Can we all just agree that job interviews are the worst?
It begins with the resume, where you’re supposed to somehow represent all your hopes and dreams in a single, concise document. This usually results in you including all manner of arcane items, like the fact that you were President of the World of Warcraft Explorers guild in high school (it demonstrates your leadership abilities), or that you have a college minor in Fencing. Even though these facts have nothing to do with the job you’re after, you want the interviewer to get a full sense of who you are.
Then you must endure the interview process itself, in which you get asked all manner of ridiculous questions.
Why are you the best person for this job?
Because I’m a team player who values collaboration, business synergy and [insert any other business jargon word].
What are your strengths?
I’m good with people. I like spreadsheets. I make a mean ham barbecue. And I can recite all the major characters from Harry Potter.
Inevitably, the interviewer will ask you the dumbest question of them all: what is your greatest weakness?
An honest answer to this question would be something like, “I have poor social skills and and am usually hung over between 5pm and 5am.”
But no one ever answers honestly. The typical answer is something like, “Sometimes I just care too much about my job.” Riiiigggghhhttt.
Once the interview is complete, you wait three weeks only to be told that they hired someone else who was either more skilled than you or wore a better suit to the interview.
Like I said, job interviews are the worst.
UNLESS…
You happen to be interviewing with Triplebyte.
Triplebyte cares about one thing and one thing only: can you code like a badass bat out of Hell?
Or, as they put it on their website: “We don’t care where you went to school or which companies you’ve worked at. We only care if you can code. If you can, we’ll do everything we can to find you the best startup to work at.”
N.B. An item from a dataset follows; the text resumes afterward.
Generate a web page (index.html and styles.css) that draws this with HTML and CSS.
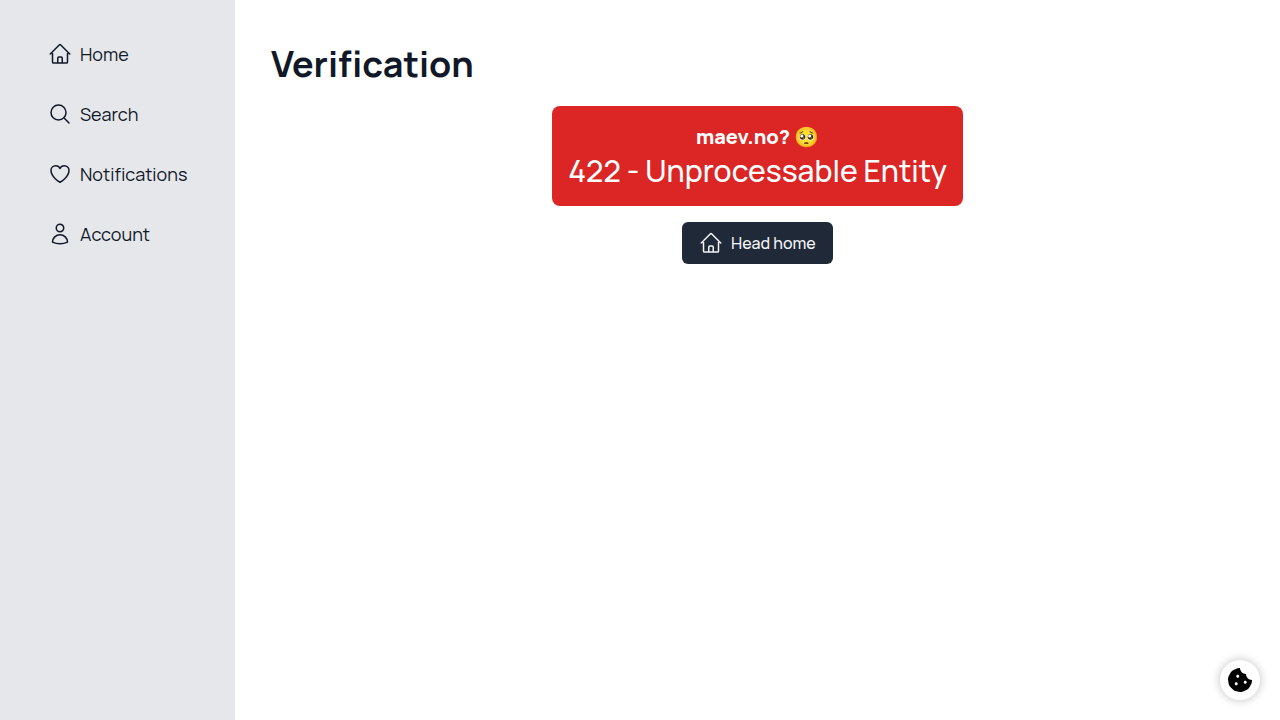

The process works like this:
- Apply to Triplebyte.
- Book 15 minute call with Triplebyte.
- Do a technical interview with Triplebyte.
- Be connected by Triplebyte to a Y Combinator startup.
No somewhat true resumes. No absurd interview questions. Just you demonstrating to Triplebyte that you were born to code.
The technical interview is straightforward. You select a particular programming project you’ve done that you are particularly proud of. Maybe you select the brilliant database application you built. Maybe you select the Star Wars simulator you coded. The project simply needs to demonstrate that you’re awesome at coding.
You talk to Triplebyte about that project, and then they ask you questions about it. After that, Triplebyte asks you a series of increasingly complex programming questions to gauge how well you understand the coding process.
Assuming all goes well and you don’t have a complete nervous breakdown which leaves you curled up in the fetal position, Triplebyte will work to get you hired in a Y Combinator startup. If you get a job offer, Triplebyte will help you navigate salary issues using their salary and market data.
Triplebyte doesn’t care about your education history or where you went to high school. They don’t care that you graduated with a 4.5 GPA. They simply want to connect the best engineers to solid startup companies. They’re seeking to upend the hiring process by focusing on the strengths of engineers, not their weaknesses.
If other companies would follow the same process, the world would be a saner place. Apparently investors agree, as Triplebyte recently secured $120,000 in funding.